El proceso de acumulación capitalista, rentístico y promotor del subdesarrollo, que ha imperado en nuestro país desde que el petróleo se consolidó como la actividad económica de mayor preponderancia, ha llegado a su fin. Se agotó. Por ello, estamos obligados como sociedad a trazar un nuevo modelo de crecimiento económico, basado en la producción agrícola. Es la única forma de estar en sintonía con los tiempos convulsos que corren en la actualidad. Igualmente, sólo una transformación de esta situación, nos permitirá establecer un modo distinto de articulación con el resto del mundo, en el marco de relaciones ganar-ganar, con la mirada puesta en nuestros aliados internacionales.
Una de las bases del nuevo modelo económico que estamos obligados a construir debe erigirse sobre la agricultura. Según el Instituto Nacional de Estadística (INE) apenas un 7% de la fuerza de trabajo hace vida en este sector. Es decir, el abandono del campo se concretó y acentúo a lo largo de nuestra historia económica y política en la medida en que los salarios y demás beneficios socioeconómicos se volvieron poco atractivos o inexistentes, en relación con otras actividades económicas que brindaron una mejor remuneración.
Amén de la carencia total de políticas, para impedir o minimizar el abandono de la producción de la tierra. Es evidente que estamos frente a un problema estructural que data de casi un siglo.
El desempeño de la actividad petrolera redujo a su mínima expresión el resto de la economía, particularmente la actividad agrícola. Según los datos disponibles en el Banco Central de Venezuela, al 2018 este importante renglón apenas tenía un peso de 4% en el Producto Interno Bruto (PIB).
Si queremos comenzar a revertir ese magro desempeño, en el último cuatrimestre del año en curso, debemos orientar todos los esfuerzos, de forma coordinada y científica, en estabilizar el tipo de cambio, desactivar la presión inflacionaria y por último, producir más, haciendo uso eficiente de las potencialidades y, sobre todo, las bondades –tipo de suelo, condiciones climatológicas, entre otras– con las que cuenta nuestro territorio. Todas estas ventajas comparativas, constituyen una poderosa fortaleza que debemos capitalizar en función de la reactivación del aparato productivo agrícola nacional.

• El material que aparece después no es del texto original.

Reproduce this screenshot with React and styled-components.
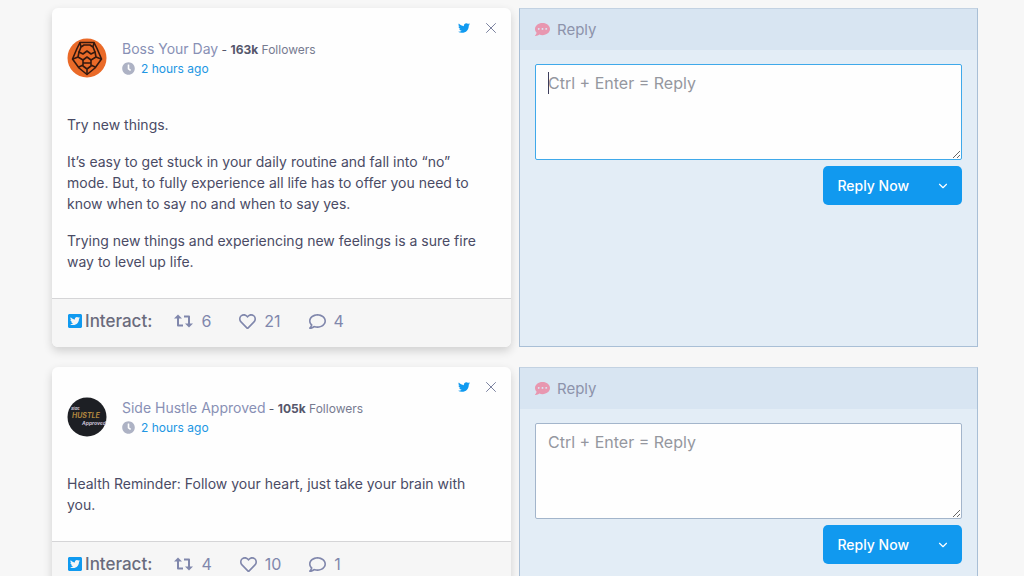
import React, { useState } from "react"
import styled, { createGlobalStyle } from "styled-components"
import { FaTwitter, FaTwitterSquare, FaRegHeart, FaRegComment, FaClock, FaCommentDots } from "react-icons/fa"
import { ChevronDown, X } from "lucide-react"

const posts = [
    {
        id: 1,
        name: "Boss Your Day",
        avatar: "lion",
        followers: "163k",
        time: "2 hours ago",
        text: [
            "Try new things.",
            "It’s easy to get stuck in your daily routine and fall into “no” mode. But, to fully experience all life has to offer you need to know when to say no and when to say yes.",
            "Trying new things and experiencing new feelings is a sure fire way to level up life."
        ],
        retweets: 6,
        likes: 21,
        comments: 4,
        active: true
    },
    {
        id: 2,
        name: "Side Hustle Approved",
        avatar: "hustle",
        followers: "105k",
        time: "2 hours ago",
        text: ["Health Reminder: Follow your heart, just take your brain with you."],
        retweets: 4,
        likes: 10,
        comments: 1,
        active: false
    }
]

const LionAvatar = () => (
    <AvatarSvg viewBox="0 0 40 40" aria-hidden="true">
        <circle cx="20" cy="20" r="19.5" fill="#ea6a28" />
        <g fill="none" stroke="#35190f" strokeWidth="1.6" strokeLinejoin="round" strokeLinecap="round">
            <path d="M13 4.5h14l3 6 4.500 10.500-6.500 9-8 6.500-8-6.500-6.500-9 4.500-10.500z" />
            <path d="M14 9l3-2h6l3 2M13 5l1 4-2 5 4 2 4-3 4 3 4-2-2-5 1-4" />
            <path d="M12 14l-1 5-5 2M28 14l1 5 5 2M11 19l5 3 4-3 4 3 5-3" />
            <path d="M16 22v5l-4 2M24 22v5l4 2M17 25h6M16 28l4 3 4-3M20 31v5" />
        </g>
    </AvatarSvg>
)

const HustleAvatar = () => (
    <AvatarSvg viewBox="0 0 40 40" aria-hidden="true">
        <circle cx="20" cy="20" r="19.5" fill="#1d1f24" />
        <g fontFamily="Inter, sans-serif" fontWeight="700" fontStyle="italic">
            <text x="4" y="13" fontSize="4" fill="#c9c5cf">Side</text>
            <text x="5" y="21" fontSize="7" fill="#b0863f">HUSTLE</text>
            <text x="15" y="28" fontSize="5" fill="#c9c0d6">Approved</text>
        </g>
    </AvatarSvg>
)

const RetweetIcon = () => (
    <svg width="19" height="14" viewBox="0 0 19 14" aria-hidden="true">
        <g fill="none" stroke="currentColor" strokeWidth="2" strokeLinejoin="round">
            <path d="M4 3v8.5h5M10 2.5h5V11" />
        </g>
        <path d="M4 0.5l4 4H0zM15 13.5l4-4h-8z" fill="currentColor" />
    </svg>
)

const Post = ({ post }) => (
    <Card>
        <CardHeader>
            <Identity>
                {post.avatar === "lion" ? <LionAvatar /> : <HustleAvatar />}
                <Details>
                    <NameLine>
                        <Name href="#">{post.name}</Name> - <b>{post.followers}</b> <Followers>Followers</Followers>
                    </NameLine>
                    <TimeLine>
                        <FaClock size={13} color="#adb2c4" />
                        <a href="#">{post.time}</a>
                    </TimeLine>
                </Details>
            </Identity>
            <Tools>
                <FaTwitter size={12} color="#109af0" />
                <CloseButton type="button" aria-label="Close">
                    <X size={18} strokeWidth={1.3} />
                </CloseButton>
            </Tools>
        </CardHeader>
        <CardText>
            {post.text.map((line) => <p key={line}>{line}</p>)}
        </CardText>
        <CardFooter>
            <Interact><FaTwitterSquare size={16} color="#109af0" />Interact:</Interact>
            <Action type="button" aria-label="Retweet"><RetweetIcon />{post.retweets}</Action>
            <Action type="button" aria-label="Like"><FaRegHeart size={17} />{post.likes}</Action>
            <Action type="button" aria-label="Comment"><FaRegComment size={17} />{post.comments}</Action>
        </CardFooter>
    </Card>
)

const Reply = ({ id, active }) => {
    const [text, setText] = useState("")

    return (
        <ReplyPanel>
            <ReplyHeader htmlFor={`reply-${id}`}>
                <FaCommentDots size={15} />
                Reply
            </ReplyHeader>
            <ReplyBody>
                <Field>
                    <TextArea
                        id={`reply-${id}`}
                        value={text}
                        placeholder="Ctrl + Enter = Reply"
                        onChange={(event) => setText(event.target.value)}
                        $active={active}
                    />
                    {active && <Caret />}
                </Field>
                <SplitButton>
                    <ReplyButton type="button">Reply Now</ReplyButton>
                    <MenuButton type="button" aria-label="More reply options">
                        <ChevronDown size={14} />
                    </MenuButton>
                </SplitButton>
            </ReplyBody>
        </ReplyPanel>
    )
}

const App = () => (
    <>
        <GlobalStyle />
        <Feed>
            {posts.map((post) => (
                <Row key={post.id}>
                    <Post post={post} />
                    <Reply id={post.id} active={post.active} />
                </Row>
            ))}
        </Feed>
    </>
)

export default App

const GlobalStyle = createGlobalStyle`
    * {
        box-sizing: border-box;
    }

    body {
        margin: 0;
        background: #f7f7f7;
        color: #4a4b65;
        font-family: Inter, "Open Sans", sans-serif;
        font-size: 14px;
        line-height: 21px;
    }

    button, textarea {
        font-family: inherit;
    }

    a {
        color: #2196e3;
        text-decoration: none;
    }
`

const Feed = styled.main`
    display: flex;
    flex-direction: column;
    gap: 20px;
    padding: 8px 46px 0 52px;
`

const Row = styled.section`
    display: grid;
    grid-template-columns: 1fr 1fr;
    gap: 8px;
`

const Card = styled.article`
    display: flex;
    flex-direction: column;
    background: #fefefe;
    border-radius: 6px;
    box-shadow: 0 4px 10px rgba(0, 0, 0, 0.16);
    overflow: hidden;
`

const CardHeader = styled.header`
    display: flex;
    justify-content: space-between;
    align-items: flex-start;
    height: 106px;
    padding: 0 11px 0 15px;
`

const Identity = styled.div`
    display: flex;
    align-items: center;
    gap: 15px;
    padding-top: 30px;
`

const AvatarSvg = styled.svg`
    width: 40px;
    height: 40px;
    flex: none;
`

const Details = styled.div`
    display: flex;
    flex-direction: column;
`

const NameLine = styled.div`
    font-size: 12px;
    line-height: 20px;
    color: #55566b;
`

const Name = styled.a`
    font-size: 14px;
    color: #8890b5;
`

const Followers = styled.span`
    color: #777b90;
`

const TimeLine = styled.div`
    display: flex;
    align-items: center;
    gap: 6px;
    font-size: 12px;
    line-height: 18px;
`

const Tools = styled.div`
    display: flex;
    align-items: center;
    gap: 12px;
    padding-top: 11px;
`

const CloseButton = styled.button`
    display: flex;
    padding: 0;
    border: 0;
    background: none;
    color: #777e9c;
`

const CardText = styled.div`
    flex: 1;
    padding: 0 30px 10px 15px;

    p {
        margin: 0 0 16px;
    }
`

const CardFooter = styled.footer`
    display: flex;
    align-items: center;
    gap: 28px;
    height: 49px;
    padding: 0 15px 4px;
    border-top: 1px solid #d5d5d7;
    background: #f6f6f6;
`

const Interact = styled.span`
    display: flex;
    align-items: center;
    gap: 2px;
    margin-right: -6px;
    font-size: 17px;
    font-weight: 500;
    color: #6a6b7c;
`

const Action = styled.button`
    display: flex;
    align-items: center;
    gap: 8px;
    padding: 0;
    border: 0;
    background: none;
    color: #8087ac;
    font-size: 16px;
`

const ReplyPanel = styled.section`
    border: 1px solid #a9bfd6;
    border-top-color: #c3d2e2;
    background: #e3edf6;
`

const ReplyHeader = styled.label`
    display: flex;
    align-items: center;
    gap: 7px;
    height: 41px;
    padding: 0 15px;
    background: #d8e5f2;
    color: #8d93ab;
    font-size: 15px;

    svg {
        color: #e897b0;
    }
`

const ReplyBody = styled.div`
    display: flex;
    flex-direction: column;
    align-items: flex-end;
    gap: 6px;
    padding: 14px 15px 15px;
`

const Field = styled.div`
    position: relative;
    width: 100%;
`

const TextArea = styled.textarea`
    display: block;
    width: 100%;
    height: 96px;
    padding: 6px 12px;
    border: 1px solid ${(props) => (props.$active ? "#3fa9ea" : "#a3b5cb")};
    border-radius: 2px;
    outline: none;
    background: #fefefe;
    color: #4a4b65;
    font-size: 16px;
    line-height: 24px;
    resize: vertical;

    &::placeholder {
        color: #95979f;
    }
`

const Caret = styled.span`
    position: absolute;
    top: 8px;
    left: 13px;
    width: 1px;
    height: 22px;
    background: #3d3e5c;
`

const SplitButton = styled.div`
    display: flex;
    height: 39px;
    border-radius: 5px;
    background: #1199ef;
    overflow: hidden;
`

const ReplyButton = styled.button`
    padding: 0 14px;
    border: 0;
    background: none;
    color: #fff;
    font-size: 14px;
    font-weight: 500;
`

const MenuButton = styled.button`
    display: flex;
    align-items: center;
    justify-content: center;
    width: 39px;
    padding: 0;
    border: 0;
    background: none;
    color: #fff;
`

Igualmente, es fundamental, en el marco de las relaciones internacionales con las potencias emergentes –sobre todo, con nuestros aliados estratégicos en la construcción de un Nuevo Orden Mundial multicéntrico y pluripolar– adquirir tecnologías avanzadas para optimizar los procesos productivos en el campo. Tractores, rastras, cortadoras, cosechadoras, sistemas de riego, entre muchos otros. En fin, tecnología de punta que nos permita contrarrestar el déficit de la fuerza de trabajo, haciendo uso intensivo de los adelantos tecnológicos.
La recuperación del campo hay que verla desde una perspectiva integral, holística. Que va desde una orientación de la oferta educativa hacia carreras afines que permitan en el mediano y largo plazo incorporar fuerza de trabajo calificada, hasta garantizar el acceso a los servicios básicos: agua, luz, internet y telefonía, entre otros. En definitiva, que la fuerza de trabajo cuente con toda la infraestructura necesaria para hacer vida en el campo. Esto nos permitirá redistribuir la población a lo largo y ancho del territorio, reduciendo incluso la sobrepoblación en las principales ciudades.
Aumentar la producción agrícola nos permitirá abastecer el mercado interno y sobre todo combatir el flagelo de la inflación, que está pulverizando el poder adquisitivo del trabajador, en una coyuntura bastante compleja: pandemia, crisis capitalista a escala mundial, crisis del capitalismo venezolano. Y todo ello, en el marco del criminal bloqueo financiero y comercial, que nos impone el Gobierno imperialista de los Estados Unidos. Retomemos el grito del General del Pueblo Soberano, Ezequiel Zamora, de: Tierras y Hombres Libres. No dudemos ni un instante que ¡Producir es vencer!